As part of some ongoing research on support for PMML I recently spoke with Concurrent. Concurrent is an enterprise software company focused on simplifying Big Data development on Hadoop. The company’s core product is called Cascading. This is a free, open-source, development framework for Apache Hadoop designed to let developers build sophisticated data processing applications on top of Hadoop without requiring MapReduce knowledge and letting developers work with the tools they know. Cascading was released in 2007 and has been adopted by thousands of companies to allow them to bring Hadoop into their IT infrastructure. Customers range from well known web companies to large, Fortune 500 companies.
Cascading allows developers to use an SQL interface using ANSI compliant SQL to access Hadoop and provides a concise set of Java APIs. Concurrent has recently released Pattern to extend Cascading to support PMML.

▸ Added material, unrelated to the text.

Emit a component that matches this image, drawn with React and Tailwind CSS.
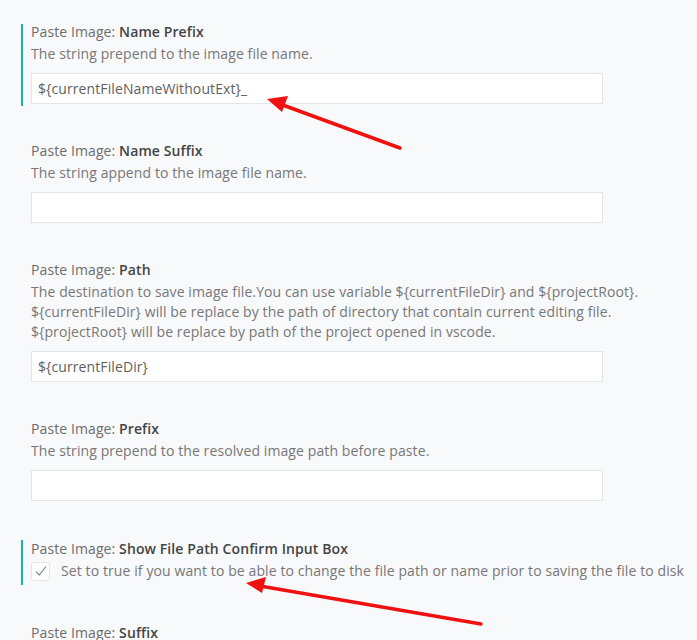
export default function App() {
  const sections = [
    { id: 'np', name: 'Name Prefix', desc: ['The string prepend to the image file name.'], value: '${currentFileNameWithoutExt}_', active: true },
    { id: 'ns', name: 'Name Suffix', desc: ['The string append to the image file name.'], value: '' },
    {
      id: 'path',
      name: 'Path',
      desc: [
        'The destination to save image file.You can use variable ${currentFileDir} and ${projectRoot}.',
        '${currentFileDir} will be replace by the path of directory that contain current editing file.',
        '${projectRoot} will be replace by path of the project opened in vscode.',
      ],
      value: '${currentFileDir}',
    },
    { id: 'pre', name: 'Prefix', desc: ['The string prepend to the resolved image path before paste.'], value: '' },
  ];

  return (
    <div className="relative h-[640px] w-[697px] overflow-hidden bg-[#f8f9fb] pl-[21px] pt-[24px] font-['Open_Sans',sans-serif] text-[14px] tracking-[0.1px]">
      {sections.map((s) => (
        <div key={s.id} className={`mb-[37px] border-l-2 pb-[2px] pl-[8px] ${s.active ? 'border-[#1bb3a9]' : 'border-transparent'}`}>
          <div className="h-[20px] leading-[16px] text-[#6d6d6d]">
            Paste Image: <span className="font-semibold text-[#444444]">{s.name}</span>
          </div>
          <div className="leading-[20px] text-[#777777]">
            {s.desc.map((d) => (
              <div key={d}>{d}</div>
            ))}
          </div>
          <div className="mt-[9px] flex h-[31px] w-[572px] items-center border border-[#e3e4e8] bg-white px-[6px] text-[#5f5f5f]">
            {s.value}
          </div>
        </div>
      ))}

      <div className="mb-[40px] border-l-2 border-[#1bb3a9] pb-[3px] pl-[8px]">
        <div className="h-[20px] pt-[1px] leading-[16px] text-[#6d6d6d]">
          Paste Image: <span className="font-semibold text-[#444444]">Show File Path Confirm Input Box</span>
        </div>
        <div className="flex items-center gap-[11px]">
          <div className="flex h-[19px] w-[19px] shrink-0 items-center justify-center rounded-[3px] border border-[#e3e4e8] bg-white">
            <svg width="14" height="14" viewBox="0 0 14 14" fill="none">
              <path d="M2 7.5 L5.2 11 L12 2.5" stroke="#6a7a8c" strokeWidth="1.1" />
            </svg>
          </div>
          <span className="whitespace-nowrap leading-[22px] text-[#777777]">
            Set to true if you want to be able to change the file path or name prior to saving the file to disk
          </span>
        </div>
      </div>

      <div className="pl-[10px]">
        <div className="leading-[16px] text-[#6d6d6d]">
          Paste Image: <span className="font-semibold text-[#444444]">Suffix</span>
        </div>
      </div>

      <svg className="pointer-events-none absolute left-0 top-0" width="697" height="640">
        <line x1="400" y1="148" x2="280" y2="104" stroke="#f01010" strokeWidth="3.5" strokeLinecap="round" />
        <polygon points="267,99 288,96 282,112" fill="#f01010" />
        <line x1="481" y1="624" x2="260" y2="586" stroke="#f01010" strokeWidth="3.5" strokeLinecap="round" />
        <polygon points="246,583 266,577 262,593" fill="#f01010" />
      </svg>
    </div>
  );
}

Pattern is open source software that brings PMML to this Hadoop. Built on Cascading it allows you to drop a PMML model developed using your favorite data mining or predictive analytic environment directly onto a Hadoop installation. Pattern takes the PMML models and executes them as MapReduce jobs and a simple Java API can then be used to score new data using the model.
Pattern is focused on batch scoring, taking all the records you have stored in Hadoop and scoring them with your models. The scored data can be stored in Hadoop or pushed to another environment, a database or data warehouse say, to support more interactive applications. The APIs involved are just like the regular Cascading APIs, making it easy for teams familiar with Cascading to adopt Pattern also. Because Cascading supports SQL/Java it is easy to use it also to handle the pre-processing required by a typical model – writing effective code to handle the pre-processing at scale and feeding the resulting data into the PMML model for scoring.
The current release supports all of the core PMML scoring model types, though not quite all, but does not support the pre-processing added in PMML 4.0 (most teams still prefer to code their own preprocessing and use Cascading to execute this). Data Scientists, data analysts, and developers can now quickly (in a matter of hours) operationalize their predictive models on Hadoop and deploy them at scale.